Assim, o “alguém” da caverna (ou o filósofo, se preferirmos) busca o bem coletivo e não as recompensas ou as vantagens particulares. A alegoria da caverna, nesse sentido, simboliza, com esse “alguém” inviabilizado, o exercício filosófico da busca pela superação das satisfações51 particulares em prol da vida justa no interior da polis, indicando-nos que o indivíduo que pratica a vida justa não precisa de testemunhas para agir bem, já que tem sua psyche em harmonia e, assim, não conduz suas ações em função de suas satisfações.
Considerações finais
A República de Platão diz muito acerca da vida justa, que, por sua vez, está diretamente ligada à noção de vida filosófica. Nesse sentido, a mítica imagem da invisibilidade, que se encontra explicitamente na imagem do anel de invisibilidade (referenciado tanto no livro segundo quanto no livro décimo do diálogo) é explorada por Platão para a reflexão das ações psíquicas de um indivíduo no interior de uma polis.
Com isso, Platão não pretende propriamente criar a imagem de invisibilidade do soma de um indivíduo, mas antes a visibilidade da psyche humana. É pensando na hipótese da invisibilidade somática que podemos refletir acerca de nossas ações psíquicas, afinal, sem testemunhas para julgar nossas ações, poderíamos agir livremente, e, assim, buscar nossas satisfações mais ocultas. Isto, por assim dizer, revelaria o verdadeiro caráter de nossa psyche.

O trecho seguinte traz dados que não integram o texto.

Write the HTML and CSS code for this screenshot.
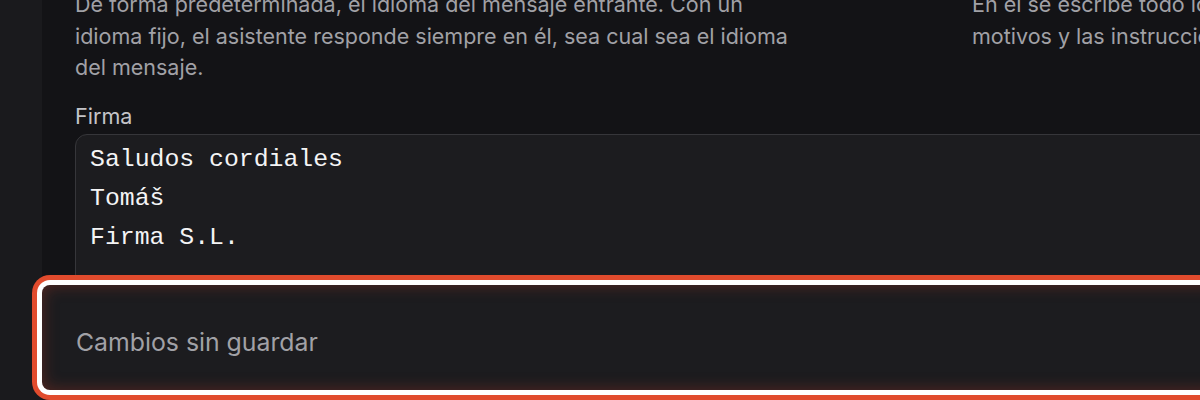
FILE: index.html
```html
<!DOCTYPE html>
<html lang="es">
<head>
<meta charset="utf-8">
<title>Ajustes del asistente</title>
<link rel="stylesheet" href="styles.css">
</head>
<body>
<div class="app">
  <aside class="sidebar"></aside>
  <main class="main">
    <section class="settings">
      <p class="hint">De forma predeterminada, el idioma del mensaje entrante. Con un idioma fijo, el asistente responde siempre en él, sea cual sea el idioma del mensaje.</p>
      <p class="hint hint-side">En él se escribe todo lo que el asistente debe saber: el tono, los<br>motivos y las instrucciones.</p>
      <div class="field">
        <label class="field-label" for="firma">Firma</label>
        <div class="signature" id="firma">Saludos cordiales
Tomáš
Firma S.L.</div>
      </div>
    </section>
    <div class="savebar">
      <span class="savebar-text">Cambios sin guardar</span>
    </div>
  </main>
</div>
</body>
</html>
```

FILE: styles.css
```css
html, body {
  margin: 0;
  height: 100%;
  background: #131316;
  overflow: hidden;
}

body {
  font-family: Inter, "Noto Sans", sans-serif;
}

.app {
  display: grid;
  grid-template-columns: 42px 1fr;
  height: 100%;
}

.sidebar {
  background: #1a1a1d;
}

.main {
  position: relative;
  background: #131316;
}

.settings {
  display: grid;
  grid-template-columns: 740px 1fr;
  column-gap: 157px;
  padding: 0 0 0 33px;
  margin-top: -11px;
}

.hint {
  margin: 0;
  font-size: 21.5px;
  line-height: 31.5px;
  color: #a1a1a6;
}

.hint-side {
  white-space: nowrap;
}

.field {
  grid-column: 1 / -1;
  display: flex;
  flex-direction: column;
  gap: 6px;
  margin-top: 20px;
  margin-right: -40px;
}

.field-label {
  font-size: 21.6px;
  line-height: 24px;
  color: #c4c4c8;
}

.signature {
  white-space: pre-line;
  font-family: "Liberation Mono", "DejaVu Sans Mono", monospace;
  font-size: 24.8px;
  line-height: 39px;
  color: #f4f4f5;
  background: #1c1c1f;
  border: 1px solid #36363a;
  border-radius: 12px;
  padding: 5px 14px 80px;
}

.savebar {
  position: absolute;
  left: 0;
  right: -30px;
  top: 285px;
  height: 105px;
  display: flex;
  align-items: center;
  padding: 9px 0 0 34px;
  box-sizing: border-box;
  background: #1c1c1f;
  border-radius: 8px;
  box-shadow:
    0 0 0 5px #ffffff,
    0 0 0 10px #e14b2d,
    inset 0 0 16px rgba(200, 60, 36, 0.35);
}

.savebar-text {
  font-size: 24.8px;
  color: #a1a1a6;
}
```
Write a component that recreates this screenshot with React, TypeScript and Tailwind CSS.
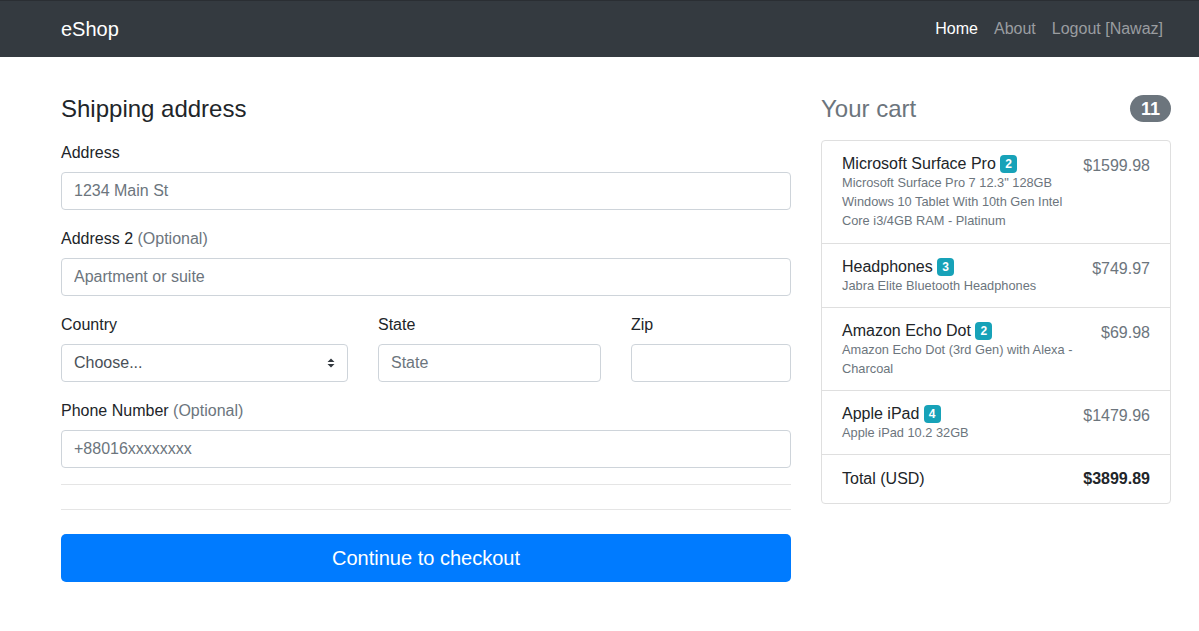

É nesse sentido, que a vida filosófica está ligada às ações que visam ao bem coletivo. Assim, o filósofo não deve buscar agir para alcançar benefícios particulares. Por isso, o “alguém” da caverna é o exemplo prático, na República, da ação filosófica em prol do bem comum. Dito de outra maneira, Platão, no livro sétimo, alegoriza uma ação prática no interior de uma polis com a imagem de um exemplo de verdadeiro filósofo: o “alguém” que liberta o “prisioneiro” de sua prisão psíquica.